• [Provided material]:
Start
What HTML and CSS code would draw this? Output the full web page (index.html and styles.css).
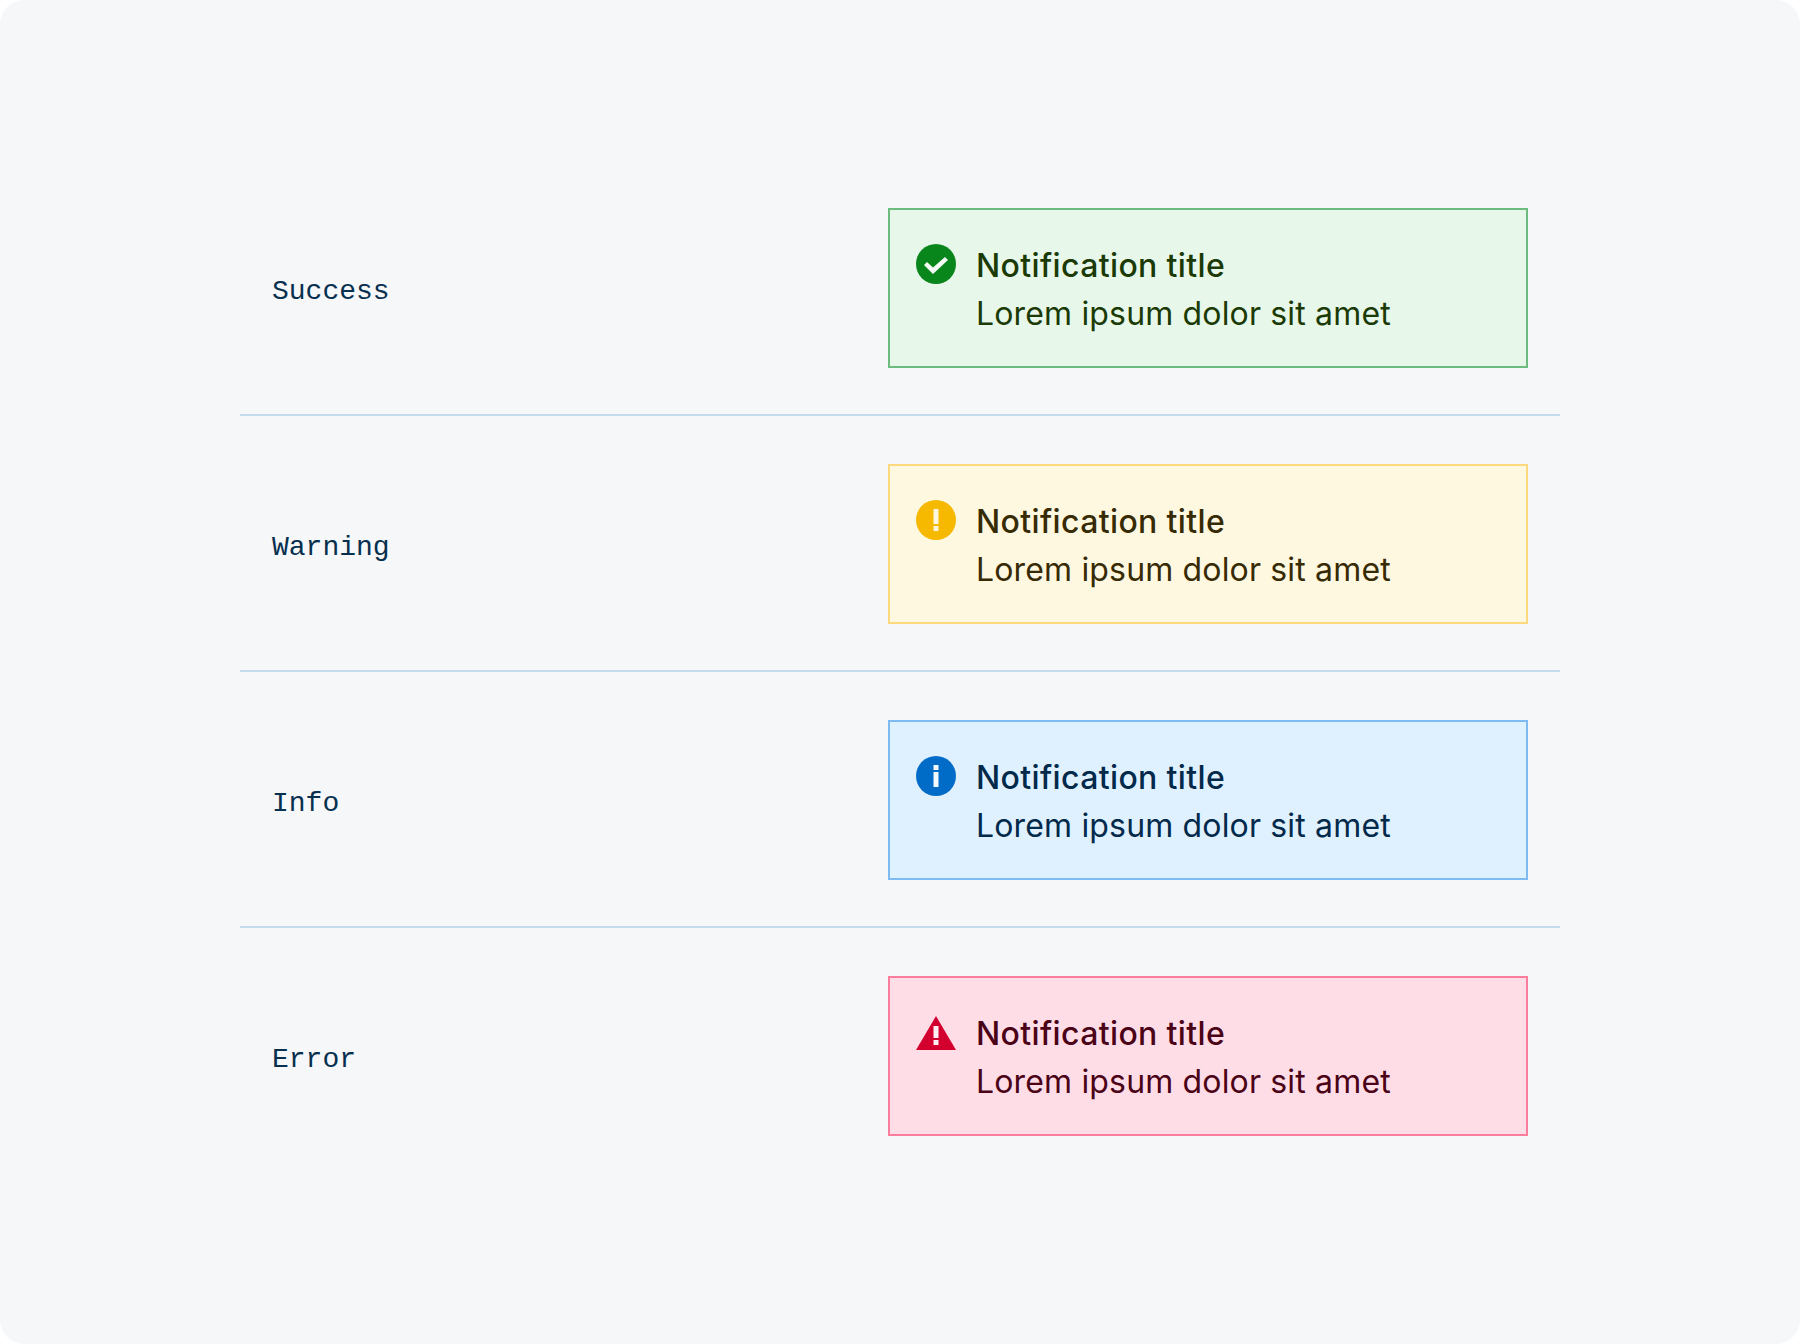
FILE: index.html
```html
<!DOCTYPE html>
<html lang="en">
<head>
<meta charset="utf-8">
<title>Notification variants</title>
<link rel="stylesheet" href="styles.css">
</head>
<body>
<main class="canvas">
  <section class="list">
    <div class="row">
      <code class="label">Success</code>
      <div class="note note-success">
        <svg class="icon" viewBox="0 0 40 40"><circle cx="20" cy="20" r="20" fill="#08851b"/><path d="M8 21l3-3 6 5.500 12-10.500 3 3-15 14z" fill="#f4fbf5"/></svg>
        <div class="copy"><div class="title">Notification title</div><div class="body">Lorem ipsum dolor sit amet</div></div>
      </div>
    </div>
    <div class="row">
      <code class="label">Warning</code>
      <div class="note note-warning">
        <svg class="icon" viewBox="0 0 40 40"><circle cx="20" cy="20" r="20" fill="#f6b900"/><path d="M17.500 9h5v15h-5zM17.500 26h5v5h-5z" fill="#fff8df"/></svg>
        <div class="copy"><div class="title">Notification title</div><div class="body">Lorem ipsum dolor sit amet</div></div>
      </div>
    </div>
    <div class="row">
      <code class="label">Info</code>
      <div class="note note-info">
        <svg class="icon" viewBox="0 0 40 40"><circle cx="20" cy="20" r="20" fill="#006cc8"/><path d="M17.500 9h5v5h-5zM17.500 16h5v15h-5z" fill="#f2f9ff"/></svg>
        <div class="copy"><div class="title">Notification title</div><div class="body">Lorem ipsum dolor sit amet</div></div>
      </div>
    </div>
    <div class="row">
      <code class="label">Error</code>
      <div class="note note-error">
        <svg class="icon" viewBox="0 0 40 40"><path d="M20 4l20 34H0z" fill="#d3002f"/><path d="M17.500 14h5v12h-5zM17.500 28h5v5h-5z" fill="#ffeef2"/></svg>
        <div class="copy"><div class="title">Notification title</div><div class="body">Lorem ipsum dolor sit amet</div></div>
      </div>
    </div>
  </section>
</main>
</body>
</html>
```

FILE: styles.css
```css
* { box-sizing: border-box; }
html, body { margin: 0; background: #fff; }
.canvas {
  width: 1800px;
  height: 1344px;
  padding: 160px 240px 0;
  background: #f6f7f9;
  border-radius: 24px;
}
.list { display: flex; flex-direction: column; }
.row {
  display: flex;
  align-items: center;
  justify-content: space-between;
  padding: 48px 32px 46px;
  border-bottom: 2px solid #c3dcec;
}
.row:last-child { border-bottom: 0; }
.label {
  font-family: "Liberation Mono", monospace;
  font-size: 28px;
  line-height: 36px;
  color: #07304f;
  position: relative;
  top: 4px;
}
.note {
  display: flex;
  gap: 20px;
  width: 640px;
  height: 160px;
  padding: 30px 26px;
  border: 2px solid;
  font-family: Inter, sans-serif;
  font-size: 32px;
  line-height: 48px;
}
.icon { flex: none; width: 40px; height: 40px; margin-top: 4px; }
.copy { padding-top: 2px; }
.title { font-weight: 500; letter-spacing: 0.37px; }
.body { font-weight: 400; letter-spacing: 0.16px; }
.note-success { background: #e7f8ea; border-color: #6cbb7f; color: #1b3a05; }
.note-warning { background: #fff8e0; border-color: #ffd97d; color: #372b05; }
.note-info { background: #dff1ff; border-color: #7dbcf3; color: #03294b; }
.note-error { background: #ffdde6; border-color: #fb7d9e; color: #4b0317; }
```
End
• [Stated task]: Quote the data exactly, leaving every image out of the copy.

• [Result of this exercise]:
What HTML and CSS code would draw this? Output the full web page (index.html and styles.css).
FILE: index.html
```html
<!DOCTYPE html>
<html lang="en">
<head>
<meta charset="utf-8">
<title>Notification variants</title>
<link rel="stylesheet" href="styles.css">
</head>
<body>
<main class="canvas">
  <section class="list">
    <div class="row">
      <code class="label">Success</code>
      <div class="note note-success">
        <svg class="icon" viewBox="0 0 40 40"><circle cx="20" cy="20" r="20" fill="#08851b"/><path d="M8 21l3-3 6 5.500 12-10.500 3 3-15 14z" fill="#f4fbf5"/></svg>
        <div class="copy"><div class="title">Notification title</div><div class="body">Lorem ipsum dolor sit amet</div></div>
      </div>
    </div>
    <div class="row">
      <code class="label">Warning</code>
      <div class="note note-warning">
        <svg class="icon" viewBox="0 0 40 40"><circle cx="20" cy="20" r="20" fill="#f6b900"/><path d="M17.500 9h5v15h-5zM17.500 26h5v5h-5z" fill="#fff8df"/></svg>
        <div class="copy"><div class="title">Notification title</div><div class="body">Lorem ipsum dolor sit amet</div></div>
      </div>
    </div>
    <div class="row">
      <code class="label">Info</code>
      <div class="note note-info">
        <svg class="icon" viewBox="0 0 40 40"><circle cx="20" cy="20" r="20" fill="#006cc8"/><path d="M17.500 9h5v5h-5zM17.500 16h5v15h-5z" fill="#f2f9ff"/></svg>
        <div class="copy"><div class="title">Notification title</div><div class="body">Lorem ipsum dolor sit amet</div></div>
      </div>
    </div>
    <div class="row">
      <code class="label">Error</code>
      <div class="note note-error">
        <svg class="icon" viewBox="0 0 40 40"><path d="M20 4l20 34H0z" fill="#d3002f"/><path d="M17.500 14h5v12h-5zM17.500 28h5v5h-5z" fill="#ffeef2"/></svg>
        <div class="copy"><div class="title">Notification title</div><div class="body">Lorem ipsum dolor sit amet</div></div>
      </div>
    </div>
  </section>
</main>
</body>
</html>
```

FILE: styles.css
```css
* { box-sizing: border-box; }
html, body { margin: 0; background: #fff; }
.canvas {
  width: 1800px;
  height: 1344px;
  padding: 160px 240px 0;
  background: #f6f7f9;
  border-radius: 24px;
}
.list { display: flex; flex-direction: column; }
.row {
  display: flex;
  align-items: center;
  justify-content: space-between;
  padding: 48px 32px 46px;
  border-bottom: 2px solid #c3dcec;
}
.row:last-child { border-bottom: 0; }
.label {
  font-family: "Liberation Mono", monospace;
  font-size: 28px;
  line-height: 36px;
  color: #07304f;
  position: relative;
  top: 4px;
}
.note {
  display: flex;
  gap: 20px;
  width: 640px;
  height: 160px;
  padding: 30px 26px;
  border: 2px solid;
  font-family: Inter, sans-serif;
  font-size: 32px;
  line-height: 48px;
}
.icon { flex: none; width: 40px; height: 40px; margin-top: 4px; }
.copy { padding-top: 2px; }
.title { font-weight: 500; letter-spacing: 0.37px; }
.body { font-weight: 400; letter-spacing: 0.16px; }
.note-success { background: #e7f8ea; border-color: #6cbb7f; color: #1b3a05; }
.note-warning { background: #fff8e0; border-color: #ffd97d; color: #372b05; }
.note-info { background: #dff1ff; border-color: #7dbcf3; color: #03294b; }
.note-error { background: #ffdde6; border-color: #fb7d9e; color: #4b0317; }
```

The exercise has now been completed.